Ionic and covalent bonding. In this lecture, we will discuss the basics of ionic and covalent bonding. We will pay special attention to the importance of electronegativity in determining the type of bond formed.
Finally, we will finish with a discussion of the octet rule. Previously, we learned the electronegativity of an atom is its tendency to attract electrons in a bond. They have been calculated for most atoms and are related to measured properties and are listed on this table.
using the Pauling scale. On this table, the electronegativity is the real number listed below the elemental symbol. Recall we've previously learned about electronegativity.
It tends to increase as we go up a group and to the right across a period. This will be important as we are going to use electronegativity in this lecture to determine the types of bonds formed. In this lecture, there are two broad categories of bonds we are going to discuss, ionic bonds and covalent bonds.
An ionic bond occurs when one atom or molecule gives up an electron or electrons to another atom or molecule. This results in the first species having a positive charge and the second species having a negative charge. The two then stick together because positive and negative attract. Covalent bonds occur when two atoms share a pair of electrons. The determining factor in the type of bond formed is the difference in electronegativity of the two atoms.
When two atoms have a difference in electronegativity that is greater than or equal to zero, but less than or equal to 0.4, they form a nonpolar covalent bond, and share the electrons more or less equally. When their difference is greater than 4, but less than or equal to 1.9, they form a polar covalent bond. In a polar covalent bond, the atom with a greater electronegativity has the lion's share of the electrons.
When the difference is greater than 1.9, They form an ionic bond. Let's try some examples. Why don't we start with one of the most abundant bonds in nature, the carbon-hydrogen single bond. First, find carbon and hydrogen on the periodic table.
Then record their respective electronegativities. Next, take the difference by subtracting the smaller electronegativity from the larger one. In this case, the difference is found to be 0.3, which, by our guidelines, indicates the bond is non-polar covalent and thus the electrons are shared equally. Now let's give the fluorine hydrogen bond a try.
Start as before by finding their electronegativities and recording them. Then take the difference and find it to be 1.9, which places this bond at the very far edge of polar covalent. Thus, the fluorine hydrogen bond is highly polar and a lot of the negative charge hangs out around fluorine. This is indicated by the funny little delta superscript negative symbol. Furthermore, the positive on hydrogen indicates the electrons aren't as strongly associated with hydrogen.
Why don't you try the oxygen-sodium bond? Did you find the difference to be 2.6, indicating an ionic bond? If so, excellent work.
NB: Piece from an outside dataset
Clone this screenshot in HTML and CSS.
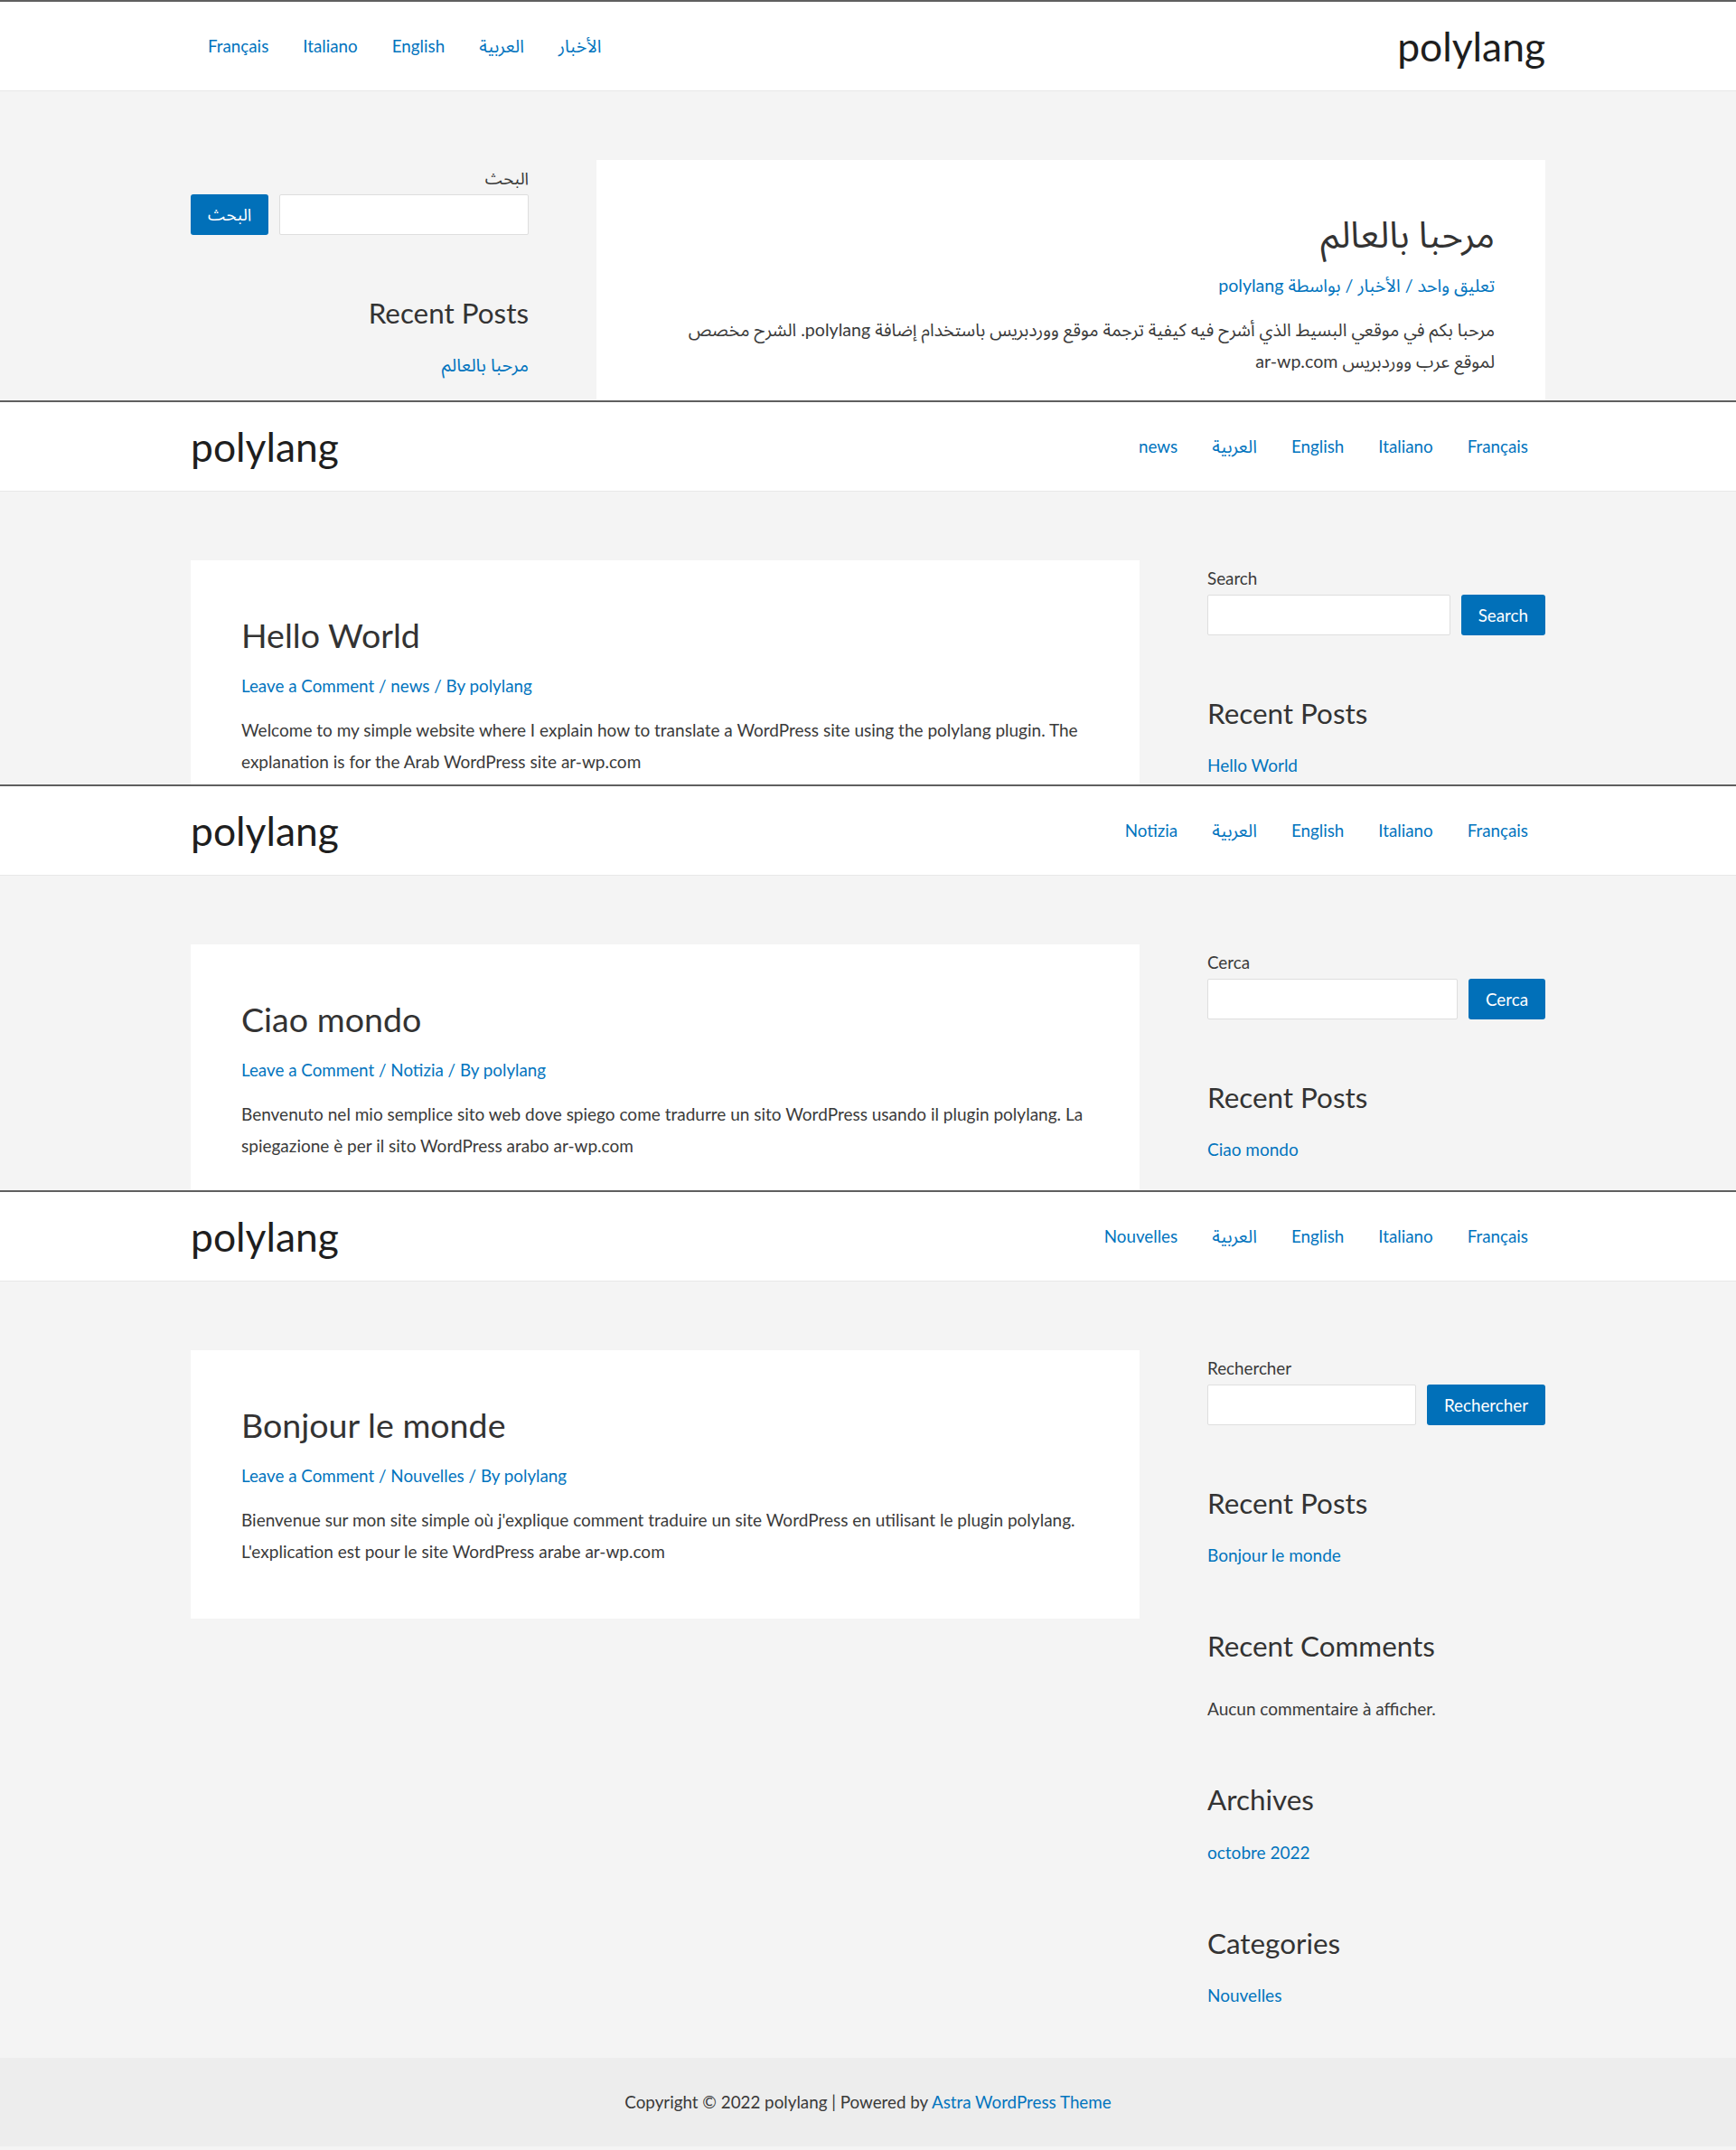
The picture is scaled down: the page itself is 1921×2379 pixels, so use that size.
FILE: index.html
```html
<!DOCTYPE html>
<html lang="en">
<head>
<meta charset="utf-8">
<title>polylang</title>
<link rel="stylesheet" href="styles.css">
</head>
<body>

<div class="shot shot-ar" dir="rtl" lang="ar">
  <header class="site-header">
    <div class="container header-inner">
      <a class="site-title" href="#">polylang</a>
      <nav class="menu"><a class="lang-ar" href="#">الأخبار</a><a class="lang-ar" href="#">العربية</a><a href="#">English</a><a href="#">Italiano</a><a href="#">Français</a></nav>
    </div>
  </header>
  <div class="site-content">
    <div class="container content-grid">
      <article class="card">
        <h2 class="entry-title">مرحبا بالعالم</h2>
        <div class="entry-meta"><a href="#">تعليق واحد</a> / <a href="#">الأخبار</a> / <a href="#">بواسطة polylang</a></div>
        <p class="entry-text">مرحبا بكم في موقعي البسيط الذي أشرح فيه كيفية ترجمة موقع ووردبريس باستخدام إضافة polylang. الشرح مخصص لموقع عرب ووردبريس ar-wp.com</p>
      </article>
      <aside class="sidebar">
        <div class="widget widget-search">
          <label class="search-label">البحث</label>
          <div class="search-row"><input class="search-input" type="text"><button class="search-btn">البحث</button></div>
        </div>
        <div class="widget">
          <h2 class="widget-title">Recent Posts</h2>
          <ul class="widget-list"><li><a href="#">مرحبا بالعالم</a></li></ul>
        </div>
      </aside>
    </div>
  </div>
</div>

<div class="shot shot-en">
  <header class="site-header">
    <div class="container header-inner">
      <a class="site-title" href="#">polylang</a>
      <nav class="menu"><a href="#">news</a><a class="lang-ar" href="#">العربية</a><a href="#">English</a><a href="#">Italiano</a><a href="#">Français</a></nav>
    </div>
  </header>
  <div class="site-content">
    <div class="container content-grid">
      <article class="card">
        <h2 class="entry-title">Hello World</h2>
        <div class="entry-meta"><a href="#">Leave a Comment</a> / <a href="#">news</a> / <a href="#">By polylang</a></div>
        <p class="entry-text">Welcome to my simple website where I explain how to translate a WordPress site using the polylang plugin. The explanation is for the Arab WordPress site ar-wp.com</p>
      </article>
      <aside class="sidebar">
        <div class="widget widget-search">
          <label class="search-label">Search</label>
          <div class="search-row"><input class="search-input" type="text"><button class="search-btn">Search</button></div>
        </div>
        <div class="widget">
          <h2 class="widget-title">Recent Posts</h2>
          <ul class="widget-list"><li><a href="#">Hello World</a></li></ul>
        </div>
      </aside>
    </div>
  </div>
</div>

<div class="shot shot-it">
  <header class="site-header">
    <div class="container header-inner">
      <a class="site-title" href="#">polylang</a>
      <nav class="menu"><a href="#">Notizia</a><a class="lang-ar" href="#">العربية</a><a href="#">English</a><a href="#">Italiano</a><a href="#">Français</a></nav>
    </div>
  </header>
  <div class="site-content">
    <div class="container content-grid">
      <article class="card">
        <h2 class="entry-title">Ciao mondo</h2>
        <div class="entry-meta"><a href="#">Leave a Comment</a> / <a href="#">Notizia</a> / <a href="#">By polylang</a></div>
        <p class="entry-text">Benvenuto nel mio semplice sito web dove spiego come tradurre un sito WordPress usando il plugin polylang. La spiegazione è per il sito WordPress arabo ar-wp.com</p>
      </article>
      <aside class="sidebar">
        <div class="widget widget-search">
          <label class="search-label">Cerca</label>
          <div class="search-row"><input class="search-input" type="text"><button class="search-btn">Cerca</button></div>
        </div>
        <div class="widget">
          <h2 class="widget-title">Recent Posts</h2>
          <ul class="widget-list"><li><a href="#">Ciao mondo</a></li></ul>
        </div>
      </aside>
    </div>
  </div>
</div>

<div class="shot shot-fr">
  <header class="site-header">
    <div class="container header-inner">
      <a class="site-title" href="#">polylang</a>
      <nav class="menu"><a href="#">Nouvelles</a><a class="lang-ar" href="#">العربية</a><a href="#">English</a><a href="#">Italiano</a><a href="#">Français</a></nav>
    </div>
  </header>
  <div class="site-content">
    <div class="container content-grid">
      <article class="card">
        <h2 class="entry-title">Bonjour le monde</h2>
        <div class="entry-meta"><a href="#">Leave a Comment</a> / <a href="#">Nouvelles</a> / <a href="#">By polylang</a></div>
        <p class="entry-text">Bienvenue sur mon site simple où j'explique comment traduire un site WordPress en utilisant le plugin polylang. L'explication est pour le site WordPress arabe ar-wp.com</p>
      </article>
      <aside class="sidebar">
        <div class="widget widget-search">
          <label class="search-label">Rechercher</label>
          <div class="search-row"><input class="search-input" type="text"><button class="search-btn">Rechercher</button></div>
        </div>
        <div class="widget">
          <h2 class="widget-title">Recent Posts</h2>
          <ul class="widget-list"><li><a href="#">Bonjour le monde</a></li></ul>
        </div>
        <div class="widget widget-comments">
          <h2 class="widget-title">Recent Comments</h2>
          <div class="no-comments">Aucun commentaire à afficher.</div>
        </div>
        <div class="widget">
          <h2 class="widget-title">Archives</h2>
          <ul class="widget-list"><li><a href="#">octobre 2022</a></li></ul>
        </div>
        <div class="widget">
          <h2 class="widget-title">Categories</h2>
          <ul class="widget-list"><li><a href="#">Nouvelles</a></li></ul>
        </div>
      </aside>
    </div>
  </div>
  <footer class="site-footer">
    <div class="footer-text">Copyright © 2022 polylang | Powered by <a href="#">Astra WordPress Theme</a></div>
  </footer>
</div>

</body>
</html>
```

FILE: styles.css
```css
* { box-sizing: border-box; margin: 0; padding: 0; }
html, body { background: #f4f4f4; }
body {
  font-family: Lato, "Noto Sans Arabic", "Noto Sans", sans-serif;
  font-size: 19px;
  color: #3a3a3a;
}
a { color: #0274be; text-decoration: none; }

/* each stacked capture of the site */
.shot { border-top: 2px solid #5f5f5f; overflow: hidden; background: #f4f4f4; }
.shot-ar { height: 443px; }
.shot-en { height: 425px; }
.shot-it { height: 449px; }

.container { width: 1499px; margin: 0 auto; }

/* header */
.site-header { background: #fff; border-bottom: 1px solid #e8e8e8; height: 99px; }
.header-inner { height: 100%; display: flex; align-items: center; justify-content: space-between; }
.site-title { font-size: 44.4px; color: #1e1e1e; line-height: 1; }
.menu { display: flex; align-items: center; }
.menu a { padding: 0 19px; font-size: 18.8px; line-height: 1; }
.menu .lang-ar { font-size: 19.8px; }

/* content */
.site-content { padding: 76px 0 52px; }
.content-grid { display: grid; grid-template-columns: 1050px 374px; column-gap: 75px; align-items: start; }

.card { background: #fff; padding: 59.5px 56px 57px; }
.shot-ar .card { padding-top: 58px; }
.entry-title { font-size: 37.6px; font-weight: 400; line-height: 1.2; color: #333; }
.shot-ar .entry-title { font-size: 40px; }
.entry-meta { margin-top: 16.7px; font-size: 18.8px; line-height: 35px; color: #0274be; }
.shot-ar .entry-meta { font-size: 19.6px; margin-top: 15px; }
.entry-text { margin-top: 13.9px; font-size: 19px; line-height: 35px; }
.shot-ar .entry-text { font-size: 19.6px; }

/* sidebar */
.sidebar { padding-top: 2px; }
.widget { margin-bottom: 65px; }
.widget-search { margin-bottom: 67.5px; }
.widget:last-child { margin-bottom: 0; }
.search-label { display: block; font-size: 18.8px; line-height: 35px; }
.search-row { display: flex; gap: 12px; margin-top: 1px; }
.search-input { flex: 1; min-width: 0; height: 45px; border: 1px solid #dedede; border-radius: 2px; background: #fff; }
.search-btn { height: 45px; padding: 0 19px; border: 0; border-radius: 3px; background: #0170b9; color: #fff; font: inherit; font-size: 18.8px; }
.widget-title { font-size: 31.4px; font-weight: 400; line-height: 1.2; color: #333; margin-bottom: 20.5px; }
.widget-list { list-style: none; line-height: 35px; }
.shot-ar .widget-list { font-size: 20px; }
.no-comments { margin-top: 33px; margin-bottom: 5.5px; line-height: 35px; }

/* footer */
.site-footer { background: #ededed; height: 98.4px; display: flex; align-items: center; justify-content: center; }
.footer-text { font-size: 18.8px; color: #3a3a3a; }
```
At this point, we've addressed some of the types of bonds, but we haven't indicated why they form. Atoms form bonds in order to increase stability. Atoms with 8 valence electrons are more stable and hence unreactive.
Atoms without 8 valence electrons will form ions and bonds to get the 8 they want. The most obvious example of this behavior is the inert noble gases. Each one, except for the smallest helium, has 8 valence electrons, as indicated here by the noble gas configuration of neon.
This explains the bonding and ion formation patterns of various atoms. When chlorine gains an electron to become the chloride ion, the extra electron moves into the empty spot in the 3p subshell. Thus, it obtains a full valence shell of eight electrons. Similarly, when sodium loses an electron, it is removed from the 3s subshell. Thus, it now has a full outer 2s shell with eight electrons.
The tendency of atoms To have eight electrons in their outermost shell is known as the octet rule, and it will be much more important in lectures on drawing molecules.